Alternative solutions: Track what tools, hacks, or workarounds people currently use. If everyone’s using a complicated workaround, that’s a massive opportunity.

Conclusion

The best Reddit research framework combines systematic data collection with structured analysis and direct validation. By following these five steps - strategic subreddit selection, defined search parameters, systematic collection, pain point scoring, and community engagement - you transform Reddit from an overwhelming platform into a reliable source of validated market insights.

The key is consistency. Make Reddit research a regular practice, not a one-time project. Set aside dedicated time each week to monitor your key communities, track emerging problems, and validate hypotheses.
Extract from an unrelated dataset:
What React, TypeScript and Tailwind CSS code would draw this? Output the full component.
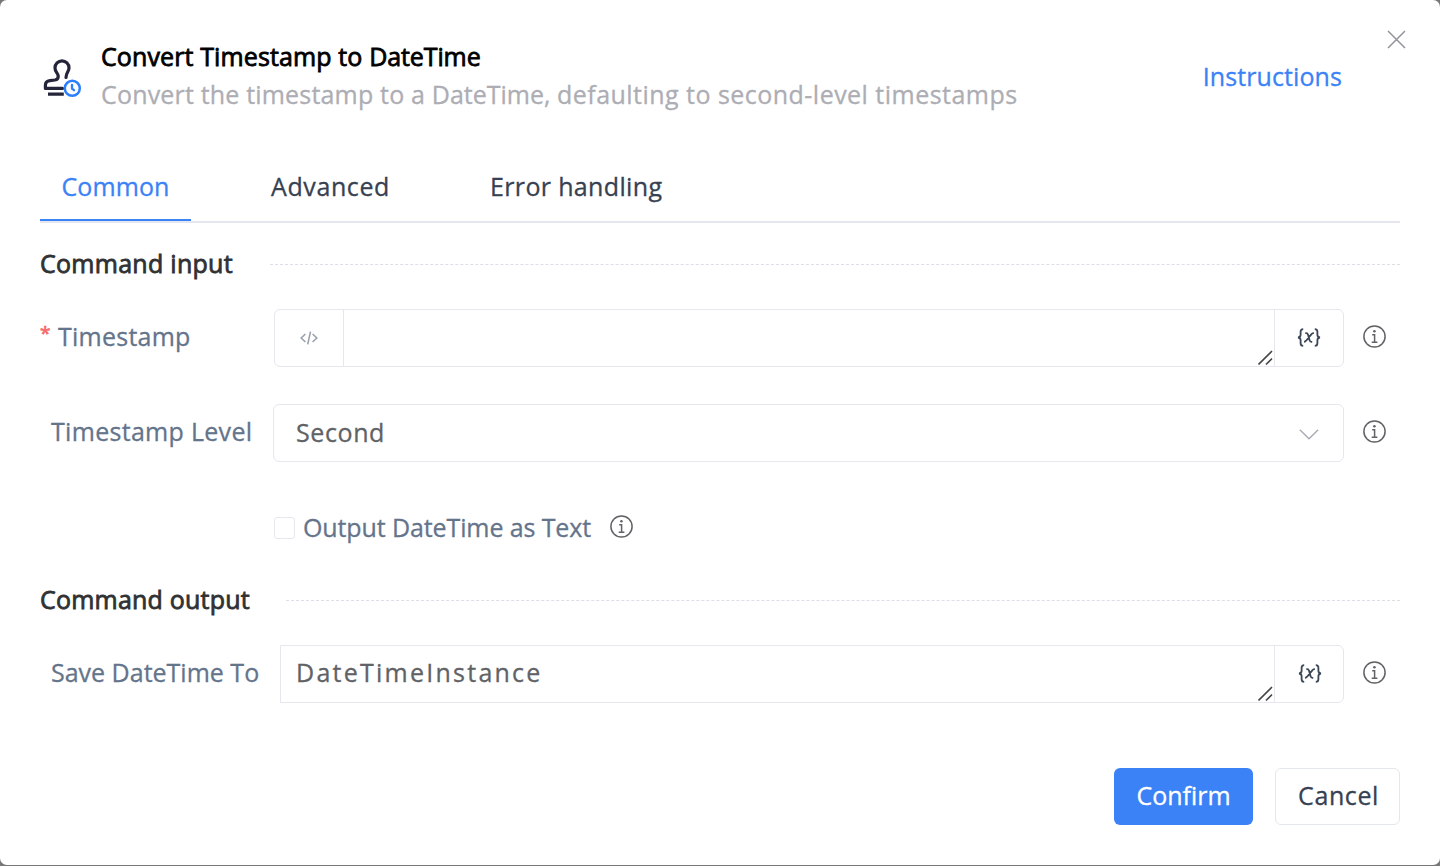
import type { ReactNode } from "react";

function StampIcon() {
  return (
    <svg width="42" height="42" viewBox="0 0 42 42" fill="none" strokeLinecap="round" strokeLinejoin="round">
      <g stroke="#24243a" strokeWidth="3.200">
        <path d="M22.500 32.400H5.400v-3.200c0-2.800 1.600-4.200 4.500-4.600l5-.6c2.500-.4 3.500-1.800 3.300-4.200-.2-2.600-3.200-4-3.200-7.900a7 7 0 0 1 14 0c0 3.600-3 4.800-3 9.500" />
        <path d="M8 38.200h15.800" strokeLinecap="butt" />
      </g>
      <circle cx="32.300" cy="32.300" r="7.500" stroke="#2b7fff" strokeWidth="2.500" />
      <path d="M32 28.800v3.800l2 1.600" stroke="#2b7fff" strokeWidth="2.300" />
    </svg>
  );
}

function InfoIcon() {
  return (
    <svg className="shrink-0" width="23" height="23" viewBox="0 0 23 23" fill="none" stroke="#606266" strokeWidth="1.500">
      <circle cx="11.500" cy="11.500" r="10.600" />
      <circle cx="11.400" cy="6.200" r="1.300" fill="#606266" stroke="none" />
      <path d="M9.200 9.800h2.400v7.400M8.700 17.300h5.700" />
    </svg>
  );
}

function VariableIcon() {
  return (
    <svg width="24" height="20" viewBox="0 0 24 20" fill="none" stroke="#3b4657" strokeWidth="1.800">
      <path d="M6.200 1.200C4 1.200 3.600 2 3.600 3.800v3c0 1.700-.7 2.500-2.600 2.700 1.900.2 2.600 1 2.600 2.700v3c0 1.800.4 2.600 2.600 2.600" />
      <path d="M17.800 1.200c2.200 0 2.600.8 2.600 2.600v3c0 1.700.7 2.500 2.600 2.700-1.900.2-2.600 1-2.600 2.700v3c0 1.800-.4 2.600-2.600 2.600" />
      <path d="M8.300 5.200h1c1 0 1.400.5 1.700 1.500l1.600 5.600c.3 1 .7 1.500 1.600 1.500h1M16.900 5.200h-.6c-.9 0-1.500.5-2.200 1.400l-4.600 5.700c-.7.900-1.300 1.500-2.500 1.500" />
    </svg>
  );
}

function CodeIcon() {
  return (
    <svg className="mb-px mr-px" width="18" height="14" viewBox="0 0 18 14" fill="none" stroke="#9aa1ad" strokeWidth="1.600">
      <path d="M5.400 3 1.200 7l4.200 4M12.600 3l4.200 4-4.200 4M10.500.6 7.700 13.400" />
    </svg>
  );
}

function Resizer() {
  return (
    <svg className="absolute bottom-0 right-0" width="16" height="16" viewBox="0 0 16 16" fill="none" stroke="#444" strokeWidth="1.600">
      <path d="M.5 14.500 14 1M8 14.500l6-6" />
    </svg>
  );
}

function Section({ children, title }: { children: ReactNode; title: ReactNode }) {
  return (
    <section>
      <div className="flex h-[38px] items-center">
        {title}
        <div className="mt-[3px] flex-1 border-t border-dashed border-[#dcdfe6]" />
      </div>
      {children}
    </section>
  );
}

function InfoSlot() {
  return (
    <div className="ml-[19px] pt-4">
      <InfoIcon />
    </div>
  );
}

export default function App() {
  return (
    <div className="h-[866px] w-[1440px] bg-[#777] font-['Open_Sans',sans-serif] text-[25px] leading-[38px] text-[#606266] [-webkit-text-stroke-width:0.3px]">
      <div className="relative h-[865px] overflow-hidden rounded-[7px] bg-white px-10 pt-[37px]">
        <button className="absolute right-[34px] top-[30px]" aria-label="Close">
          <svg width="19" height="19" viewBox="0 0 19 19" stroke="#909399" strokeWidth="1.500">
            <path d="m1 1 17 17M18 1 1 18" />
          </svg>
        </button>

        <header className="flex h-[76px] items-center">
          <div className="mt-[3px] w-[61px]">
            <StampIcon />
          </div>
          <div className="flex-1 whitespace-nowrap">
            <h1 className="text-black [-webkit-text-stroke-width:0.8px]"><span className="tracking-[0.12px]">Convert Timestamp to </span><span className="tracking-[-0.1px]">DateTime</span></h1>
            <p className="text-[#adadb4]"><span className="tracking-[0.18px]">Convert the timestamp to a </span><span>DateTime, </span><span className="tracking-[0.47px]">defaulting to second-level timestamps</span></p>
          </div>
          <a className="mr-[58px] mt-0.5 tracking-[0.1px] text-[#3b82f6]">Instructions</a>
        </header>

        <nav className="mt-10 flex border-b-2 border-[#e4e7ed] text-[#374151]">
          <div className="h-[68px] w-[151px] border-b-2 border-[#3b82f6] pl-[21.5px] pt-[14px] tracking-[0.1px] text-[#3b82f6]">Common</div>
          <div className="ml-20 w-[119px] pt-[14px] tracking-[0.6px]">Advanced</div>
          <div className="ml-[100px] pt-[14px] tracking-[0.35px]">Error handling</div>
        </nav>

        <main className="pt-[21px]">
          <Section title={<h2 className="w-[230px] tracking-[0.28px] text-[#303133] [-webkit-text-stroke-width:0.8px]">Command input</h2>}>
            <div className="mt-[27px] flex h-[58px]">
              <label className="flex w-[234px] pt-2 tracking-[0.25px] text-[#64748b]">
                <span className="w-[18px] text-[19px] leading-[32px] text-[#f56c6c] [-webkit-text-stroke-width:0.7px]">*</span>Timestamp
              </label>
              <div className="flex w-[1070px] rounded-md border border-[#e4e7ed]">
                <div className="flex w-[69px] items-center justify-center border-r border-[#e4e7ed]"><CodeIcon /></div>
                <div className="relative flex-1"><Resizer /></div>
                <div className="flex w-[69px] items-center justify-center border-l border-[#e4e7ed]"><VariableIcon /></div>
              </div>
              <InfoSlot />
            </div>

            <div className="mt-[37px] flex h-[58px]">
              <label className="w-[233px] pl-[11px] pt-2 tracking-[0.3px] text-[#64748b]">Timestamp Level</label>
              <div className="flex w-[1071px] justify-between rounded-md border border-[#e4e7ed] pl-[22px] pr-6">
                <span className="pt-2 tracking-[0.6px]">Second</span>
                <svg className="mt-6" width="20" height="11" viewBox="0 0 20 11" fill="none" stroke="#a8abb2" strokeWidth="1.400">
                  <path d="m.8.8 9.200 9 9.200-9" />
                </svg>
              </div>
              <InfoSlot />
            </div>

            <div className="mt-[46px] flex pl-[234px]">
              <span className="mt-[9px] h-[22px] w-[21px] rounded-[3px] border border-[#e4e7ed]" />
              <span className="ml-2 w-[307px] tracking-[-0.11px] text-[#64748b]">Output DateTime as Text</span>
              <div className="pt-[7px]"><InfoIcon /></div>
            </div>
          </Section>

          <div className="mt-[34px]">
            <Section title={<h2 className="w-[246px] tracking-[0.21px] text-[#303133] [-webkit-text-stroke-width:0.8px]">Command output</h2>}>
              <div className="mt-[27px] flex h-[58px]">
                <label className="w-[240px] pl-[11px] pt-2 text-[#64748b]">Save DateTime To</label>
                <div className="flex w-[1064px] rounded-r-md border border-[#e4e7ed]">
                  <div className="relative flex-1 pl-[15px] pt-[7px] tracking-[2.25px]">
                    DateTimeInstance
                    <Resizer />
                  </div>
                  <div className="flex w-[69px] items-center justify-center border-l border-[#e4e7ed] pl-px"><VariableIcon /></div>
                </div>
                <InfoSlot />
              </div>
            </Section>
          </div>
        </main>

        <footer className="mt-[65px] flex justify-end">
          <button className="h-[57px] w-[139px] rounded-md bg-[#3b82f6] pb-[3px] text-white">Confirm</button>
          <button className="ml-[22px] h-[57px] w-[125px] rounded-md border border-[#e4e7ed] pb-[3px] pl-0.5 tracking-[0.6px] text-[#374151]">Cancel</button>
        </footer>
      </div>
    </div>
  );
}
Remember: your competitors are probably doing surveys and focus groups while real conversations happening on Reddit right now reveal exactly what people struggle with. The entrepreneurs who master this framework gain an unfair advantage - they build products people actually want because they’ve heard directly from their target market.

Start small with just 2-3 subreddits and the basic framework. As you get comfortable, expand your research scope and incorporate advanced tactics. The insights you uncover will be worth every minute invested.